- [Problem description]: Isolate every line in the data with the string "table" and copy it.

- [Given material]:
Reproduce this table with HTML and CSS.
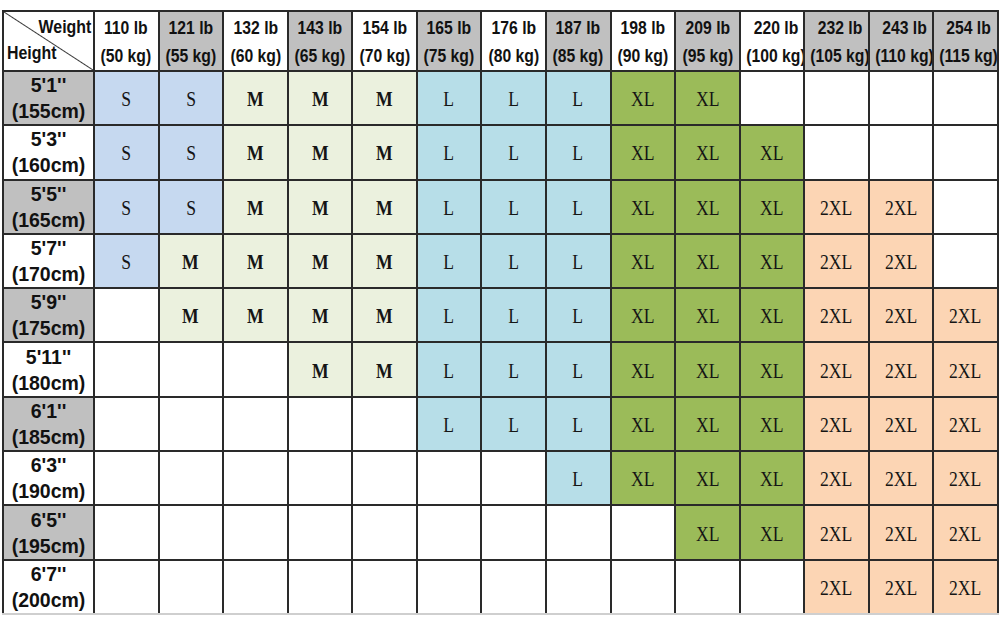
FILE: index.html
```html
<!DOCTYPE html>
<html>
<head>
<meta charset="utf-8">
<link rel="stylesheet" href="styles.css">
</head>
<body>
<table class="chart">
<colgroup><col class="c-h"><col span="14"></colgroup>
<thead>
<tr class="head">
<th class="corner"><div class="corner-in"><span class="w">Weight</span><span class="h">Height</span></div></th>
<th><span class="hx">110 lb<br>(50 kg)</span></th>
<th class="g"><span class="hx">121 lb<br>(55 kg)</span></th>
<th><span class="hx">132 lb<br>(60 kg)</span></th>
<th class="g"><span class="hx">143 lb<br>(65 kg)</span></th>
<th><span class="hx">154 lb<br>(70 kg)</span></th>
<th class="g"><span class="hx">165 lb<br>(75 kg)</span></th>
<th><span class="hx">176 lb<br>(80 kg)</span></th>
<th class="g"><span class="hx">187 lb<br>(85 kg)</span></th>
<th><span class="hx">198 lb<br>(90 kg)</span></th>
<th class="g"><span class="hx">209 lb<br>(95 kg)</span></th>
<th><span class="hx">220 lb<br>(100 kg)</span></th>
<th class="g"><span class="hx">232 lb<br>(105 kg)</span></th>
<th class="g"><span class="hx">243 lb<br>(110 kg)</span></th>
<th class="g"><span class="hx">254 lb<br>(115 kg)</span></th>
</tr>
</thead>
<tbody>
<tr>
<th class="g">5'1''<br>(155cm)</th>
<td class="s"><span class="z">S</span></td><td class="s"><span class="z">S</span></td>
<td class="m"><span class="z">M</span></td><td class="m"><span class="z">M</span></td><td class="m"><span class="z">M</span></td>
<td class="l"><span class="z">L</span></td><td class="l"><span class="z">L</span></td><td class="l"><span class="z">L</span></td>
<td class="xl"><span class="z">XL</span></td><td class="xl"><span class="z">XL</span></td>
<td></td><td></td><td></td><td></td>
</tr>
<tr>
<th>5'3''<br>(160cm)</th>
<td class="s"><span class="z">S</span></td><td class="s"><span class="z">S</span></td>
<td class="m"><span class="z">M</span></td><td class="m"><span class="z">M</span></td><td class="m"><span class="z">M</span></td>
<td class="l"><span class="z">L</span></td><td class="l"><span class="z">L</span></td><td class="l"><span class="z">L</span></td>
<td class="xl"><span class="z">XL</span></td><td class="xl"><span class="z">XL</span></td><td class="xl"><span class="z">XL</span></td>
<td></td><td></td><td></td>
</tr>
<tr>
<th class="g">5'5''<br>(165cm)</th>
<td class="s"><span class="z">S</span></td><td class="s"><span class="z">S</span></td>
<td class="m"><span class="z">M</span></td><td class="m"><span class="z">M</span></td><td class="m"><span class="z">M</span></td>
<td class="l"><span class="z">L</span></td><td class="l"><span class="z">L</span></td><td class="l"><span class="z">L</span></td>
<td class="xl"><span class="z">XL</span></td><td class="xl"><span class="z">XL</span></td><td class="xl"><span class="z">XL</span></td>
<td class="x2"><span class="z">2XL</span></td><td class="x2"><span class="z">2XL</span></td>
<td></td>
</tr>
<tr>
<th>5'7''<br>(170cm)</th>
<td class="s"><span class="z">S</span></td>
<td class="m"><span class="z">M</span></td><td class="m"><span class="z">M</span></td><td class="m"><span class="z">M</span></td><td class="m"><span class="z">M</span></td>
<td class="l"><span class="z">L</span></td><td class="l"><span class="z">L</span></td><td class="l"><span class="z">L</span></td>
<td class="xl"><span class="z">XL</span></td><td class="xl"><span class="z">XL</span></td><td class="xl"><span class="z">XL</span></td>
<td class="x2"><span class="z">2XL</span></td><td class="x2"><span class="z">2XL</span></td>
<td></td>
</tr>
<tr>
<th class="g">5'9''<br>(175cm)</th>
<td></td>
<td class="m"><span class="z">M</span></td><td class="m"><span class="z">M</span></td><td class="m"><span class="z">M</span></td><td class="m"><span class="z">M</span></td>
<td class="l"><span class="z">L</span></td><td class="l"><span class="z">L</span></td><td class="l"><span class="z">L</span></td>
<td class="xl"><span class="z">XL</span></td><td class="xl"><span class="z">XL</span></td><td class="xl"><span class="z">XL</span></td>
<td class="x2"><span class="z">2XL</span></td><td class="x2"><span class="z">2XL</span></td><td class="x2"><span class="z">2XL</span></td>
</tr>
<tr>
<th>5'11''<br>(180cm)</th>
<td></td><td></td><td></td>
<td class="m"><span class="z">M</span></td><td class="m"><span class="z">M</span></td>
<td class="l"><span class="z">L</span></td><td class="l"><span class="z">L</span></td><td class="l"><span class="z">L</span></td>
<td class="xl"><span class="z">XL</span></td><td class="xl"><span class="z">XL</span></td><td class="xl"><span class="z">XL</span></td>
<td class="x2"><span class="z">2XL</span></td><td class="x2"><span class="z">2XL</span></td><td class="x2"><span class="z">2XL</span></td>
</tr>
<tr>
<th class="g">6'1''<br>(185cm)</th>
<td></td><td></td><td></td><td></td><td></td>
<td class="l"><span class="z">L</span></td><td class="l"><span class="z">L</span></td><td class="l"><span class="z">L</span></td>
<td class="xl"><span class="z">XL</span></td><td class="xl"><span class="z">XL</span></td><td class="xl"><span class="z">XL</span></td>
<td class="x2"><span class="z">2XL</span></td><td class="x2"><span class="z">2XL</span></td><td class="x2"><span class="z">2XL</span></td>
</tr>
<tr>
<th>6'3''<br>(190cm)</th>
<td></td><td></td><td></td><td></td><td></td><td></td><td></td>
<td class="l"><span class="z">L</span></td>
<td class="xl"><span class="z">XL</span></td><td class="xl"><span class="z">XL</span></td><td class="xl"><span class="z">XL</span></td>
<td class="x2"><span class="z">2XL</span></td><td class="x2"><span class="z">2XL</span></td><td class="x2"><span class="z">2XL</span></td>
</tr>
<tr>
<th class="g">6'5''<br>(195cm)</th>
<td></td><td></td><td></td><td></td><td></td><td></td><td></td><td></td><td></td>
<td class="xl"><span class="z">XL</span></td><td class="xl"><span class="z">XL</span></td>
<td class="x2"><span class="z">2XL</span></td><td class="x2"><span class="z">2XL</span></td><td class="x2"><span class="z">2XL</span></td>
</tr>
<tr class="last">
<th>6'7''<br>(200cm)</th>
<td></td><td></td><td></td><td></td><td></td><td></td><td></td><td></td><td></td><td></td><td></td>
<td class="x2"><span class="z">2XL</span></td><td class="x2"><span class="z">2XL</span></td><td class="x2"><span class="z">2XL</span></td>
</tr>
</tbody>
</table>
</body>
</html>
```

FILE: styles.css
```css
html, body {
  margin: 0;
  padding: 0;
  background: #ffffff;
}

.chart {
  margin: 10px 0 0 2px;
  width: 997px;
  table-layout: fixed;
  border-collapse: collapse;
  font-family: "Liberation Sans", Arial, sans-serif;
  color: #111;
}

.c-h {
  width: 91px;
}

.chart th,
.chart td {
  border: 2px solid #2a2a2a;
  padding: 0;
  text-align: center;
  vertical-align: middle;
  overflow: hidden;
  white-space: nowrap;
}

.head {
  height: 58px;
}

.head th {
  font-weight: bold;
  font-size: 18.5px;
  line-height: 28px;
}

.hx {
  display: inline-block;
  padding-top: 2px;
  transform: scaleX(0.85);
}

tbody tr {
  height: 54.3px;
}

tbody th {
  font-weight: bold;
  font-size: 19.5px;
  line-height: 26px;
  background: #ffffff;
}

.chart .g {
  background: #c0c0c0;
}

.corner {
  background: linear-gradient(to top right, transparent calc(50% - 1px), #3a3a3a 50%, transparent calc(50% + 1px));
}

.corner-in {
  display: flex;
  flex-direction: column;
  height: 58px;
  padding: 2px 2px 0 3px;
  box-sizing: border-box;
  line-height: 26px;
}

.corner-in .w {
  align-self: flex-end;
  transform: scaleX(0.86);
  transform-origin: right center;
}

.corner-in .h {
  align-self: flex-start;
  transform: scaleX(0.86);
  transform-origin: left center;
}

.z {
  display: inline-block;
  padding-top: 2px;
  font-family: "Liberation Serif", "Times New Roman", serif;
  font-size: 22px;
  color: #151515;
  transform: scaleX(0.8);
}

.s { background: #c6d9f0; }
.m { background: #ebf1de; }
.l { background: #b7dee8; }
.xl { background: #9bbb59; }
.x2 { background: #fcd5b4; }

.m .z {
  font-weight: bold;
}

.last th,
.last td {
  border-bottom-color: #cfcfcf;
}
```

- [Task answer]:
Reproduce this table with HTML and CSS.
<table class="chart">
</table>
  table-layout: fixed;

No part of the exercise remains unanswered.